Один или два раза водили меня в контору для опознания меня свидетелями и для чтения мне их показаний. Уморительные были некоторые из этих показаний. Так, один свидетель — по просту шпик — говорил, что я особенно в хороших отношениях была с курсисткой такой-то, живущей на такой-то улице (я в первый раз слышала о существовании такой курсистки от этого «свидетеля»), что я такого-то числа, в таком-то часу, уехала в Гомель и там жила вплоть до акта у доктора такого-то, гомельского «президента» в дни свободы. Разинув рот, слушала я следователя, монотонным голосом читавшего эти фантастические показания забавного свидетеля.

Один городовой, отставной артиллерийский солдат, бывший в доме отца в качестве ординарца, показывал: «… услышал я выстрел, обернулся, увидел женщину в платочке с револьвером в руке. Я подумал: да ведь это барышня генерала Измаиловича.[170] Но сейчас же решил, что это мне так показалось. Зачем дочь генерала будет стрелять в полицмейстера?

Это „зачем“ было великолепно.

Большое удовольствие, так сказать профессионального характера, доставили мне следующие строки: „Имею честь просить избавить меня от обязанности выезжать в тюрьму в виду того, что жизнь моя подвергается опасности при каждом моем выезде“. Это полицмейстер Норов отвечал следователю на вызов его в тюрьму, как свидетеля.

В числе свидетелей была сестра Маня и горничная наша Татьяна. Когда я прошла через первую комнату конторы во вторую, где сидел свидетель, мне пришлось пройти совсем близко мимо сидящих Мани и Татьяны. Маня улыбнулась мне. Татьяна отвернулась и потупилась. Я объяснила это в ту минуту ее неодобрением моего поступка: она любила слушать воскресные человеконенавистнические проповеди соборного попа — ярого черносотенника — и часто спорила с нами, ссылаясь на него.
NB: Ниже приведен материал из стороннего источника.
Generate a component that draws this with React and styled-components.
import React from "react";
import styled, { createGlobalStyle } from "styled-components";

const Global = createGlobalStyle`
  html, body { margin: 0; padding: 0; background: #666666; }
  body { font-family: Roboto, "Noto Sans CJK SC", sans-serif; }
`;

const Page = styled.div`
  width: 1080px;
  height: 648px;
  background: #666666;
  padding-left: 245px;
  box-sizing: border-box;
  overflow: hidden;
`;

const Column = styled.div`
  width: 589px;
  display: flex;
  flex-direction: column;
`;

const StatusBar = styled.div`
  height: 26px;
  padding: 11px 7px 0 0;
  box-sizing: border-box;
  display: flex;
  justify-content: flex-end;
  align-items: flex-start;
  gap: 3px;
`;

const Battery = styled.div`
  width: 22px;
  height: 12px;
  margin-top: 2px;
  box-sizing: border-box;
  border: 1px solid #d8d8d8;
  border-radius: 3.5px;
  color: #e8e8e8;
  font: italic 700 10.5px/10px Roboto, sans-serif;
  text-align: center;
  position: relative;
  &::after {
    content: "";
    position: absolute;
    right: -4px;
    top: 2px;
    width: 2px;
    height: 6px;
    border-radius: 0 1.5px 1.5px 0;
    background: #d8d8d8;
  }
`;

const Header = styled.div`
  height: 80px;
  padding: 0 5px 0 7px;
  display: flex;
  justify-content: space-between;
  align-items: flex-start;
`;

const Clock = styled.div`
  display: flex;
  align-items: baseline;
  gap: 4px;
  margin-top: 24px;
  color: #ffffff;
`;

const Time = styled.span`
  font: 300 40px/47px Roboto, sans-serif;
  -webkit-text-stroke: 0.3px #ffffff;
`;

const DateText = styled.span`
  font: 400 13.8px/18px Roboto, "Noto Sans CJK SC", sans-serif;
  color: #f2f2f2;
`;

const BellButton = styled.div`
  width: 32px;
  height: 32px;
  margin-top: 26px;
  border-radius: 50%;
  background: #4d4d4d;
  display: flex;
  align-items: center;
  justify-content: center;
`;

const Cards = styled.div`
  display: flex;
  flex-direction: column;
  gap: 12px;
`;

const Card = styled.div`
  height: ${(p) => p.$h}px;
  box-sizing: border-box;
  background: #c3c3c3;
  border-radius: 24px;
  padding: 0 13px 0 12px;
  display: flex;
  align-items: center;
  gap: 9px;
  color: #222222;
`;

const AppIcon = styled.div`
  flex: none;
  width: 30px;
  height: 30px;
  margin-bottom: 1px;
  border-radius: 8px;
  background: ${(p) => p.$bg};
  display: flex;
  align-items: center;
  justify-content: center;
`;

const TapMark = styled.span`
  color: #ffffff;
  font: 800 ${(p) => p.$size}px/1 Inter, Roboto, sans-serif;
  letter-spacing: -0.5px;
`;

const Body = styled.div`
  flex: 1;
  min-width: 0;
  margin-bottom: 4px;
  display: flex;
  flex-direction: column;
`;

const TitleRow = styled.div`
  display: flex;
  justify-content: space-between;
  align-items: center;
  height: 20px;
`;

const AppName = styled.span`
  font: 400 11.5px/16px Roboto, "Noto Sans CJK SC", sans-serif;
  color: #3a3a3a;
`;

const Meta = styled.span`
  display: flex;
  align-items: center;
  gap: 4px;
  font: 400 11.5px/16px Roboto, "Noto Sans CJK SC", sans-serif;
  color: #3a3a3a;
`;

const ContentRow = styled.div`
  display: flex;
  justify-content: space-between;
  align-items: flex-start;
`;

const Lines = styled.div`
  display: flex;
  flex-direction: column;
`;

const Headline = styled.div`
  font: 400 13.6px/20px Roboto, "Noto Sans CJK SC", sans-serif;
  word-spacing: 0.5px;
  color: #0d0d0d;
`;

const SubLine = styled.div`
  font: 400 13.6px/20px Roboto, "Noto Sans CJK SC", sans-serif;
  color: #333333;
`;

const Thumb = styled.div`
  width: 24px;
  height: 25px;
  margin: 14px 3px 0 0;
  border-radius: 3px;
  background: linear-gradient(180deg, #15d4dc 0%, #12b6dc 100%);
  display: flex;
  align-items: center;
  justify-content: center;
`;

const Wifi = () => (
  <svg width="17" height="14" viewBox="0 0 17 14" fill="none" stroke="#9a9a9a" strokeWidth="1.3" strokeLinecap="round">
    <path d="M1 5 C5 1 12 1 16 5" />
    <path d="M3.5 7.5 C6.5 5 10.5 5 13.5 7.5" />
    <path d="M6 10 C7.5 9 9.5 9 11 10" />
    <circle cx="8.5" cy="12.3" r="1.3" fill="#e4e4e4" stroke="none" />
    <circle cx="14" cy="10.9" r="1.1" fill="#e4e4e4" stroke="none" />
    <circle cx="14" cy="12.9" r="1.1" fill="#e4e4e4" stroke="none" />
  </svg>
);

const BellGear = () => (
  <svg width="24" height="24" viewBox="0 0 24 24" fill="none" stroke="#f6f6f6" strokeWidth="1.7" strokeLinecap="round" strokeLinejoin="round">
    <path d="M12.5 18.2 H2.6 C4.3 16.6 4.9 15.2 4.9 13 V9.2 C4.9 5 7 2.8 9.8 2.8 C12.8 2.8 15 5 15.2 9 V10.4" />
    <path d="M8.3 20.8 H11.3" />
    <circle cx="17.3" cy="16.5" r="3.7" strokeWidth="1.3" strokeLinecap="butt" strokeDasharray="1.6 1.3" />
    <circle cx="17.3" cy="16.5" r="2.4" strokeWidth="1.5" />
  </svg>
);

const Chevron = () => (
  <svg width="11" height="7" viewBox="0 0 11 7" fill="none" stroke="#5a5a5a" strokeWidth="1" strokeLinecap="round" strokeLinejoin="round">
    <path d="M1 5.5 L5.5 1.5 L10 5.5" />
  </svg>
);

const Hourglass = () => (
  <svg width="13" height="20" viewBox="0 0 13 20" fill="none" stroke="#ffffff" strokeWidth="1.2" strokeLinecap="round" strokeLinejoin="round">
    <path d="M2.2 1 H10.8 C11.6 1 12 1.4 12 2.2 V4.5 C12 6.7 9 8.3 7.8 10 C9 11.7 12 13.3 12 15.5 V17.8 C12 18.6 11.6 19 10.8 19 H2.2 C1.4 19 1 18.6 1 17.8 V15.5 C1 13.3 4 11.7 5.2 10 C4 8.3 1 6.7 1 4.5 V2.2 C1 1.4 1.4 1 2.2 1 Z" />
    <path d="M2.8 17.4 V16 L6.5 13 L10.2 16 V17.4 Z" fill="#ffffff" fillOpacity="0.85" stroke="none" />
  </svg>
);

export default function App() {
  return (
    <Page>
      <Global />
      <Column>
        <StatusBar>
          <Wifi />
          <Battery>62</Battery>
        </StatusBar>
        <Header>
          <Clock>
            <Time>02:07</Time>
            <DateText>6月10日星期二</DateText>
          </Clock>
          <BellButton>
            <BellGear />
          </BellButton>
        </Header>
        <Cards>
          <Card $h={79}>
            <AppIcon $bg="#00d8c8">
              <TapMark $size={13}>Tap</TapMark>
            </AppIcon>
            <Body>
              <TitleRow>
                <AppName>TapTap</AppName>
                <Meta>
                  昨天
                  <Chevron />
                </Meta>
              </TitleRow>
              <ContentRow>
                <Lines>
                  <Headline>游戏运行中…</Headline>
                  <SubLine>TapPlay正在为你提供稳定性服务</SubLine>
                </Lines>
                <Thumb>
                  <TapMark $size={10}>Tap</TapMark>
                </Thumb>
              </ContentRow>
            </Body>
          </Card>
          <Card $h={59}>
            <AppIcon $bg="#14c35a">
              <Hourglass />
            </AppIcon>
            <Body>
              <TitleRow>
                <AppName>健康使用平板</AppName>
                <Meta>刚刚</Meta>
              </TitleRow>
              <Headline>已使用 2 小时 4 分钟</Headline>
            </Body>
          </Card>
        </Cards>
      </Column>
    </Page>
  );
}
Но после, на свидании с сестрами, я узнала от последних, что Татьяна не могла удержаться от слез при виде моего избитого лица; плакала она и дома обо мне и только не могла Васе простить бомбы: „Ведь сколько бы народу погибло“.

Когда следователь записывал показания Мани, что я действительно такая-то, я перемолвилась с Маней несколькими словами.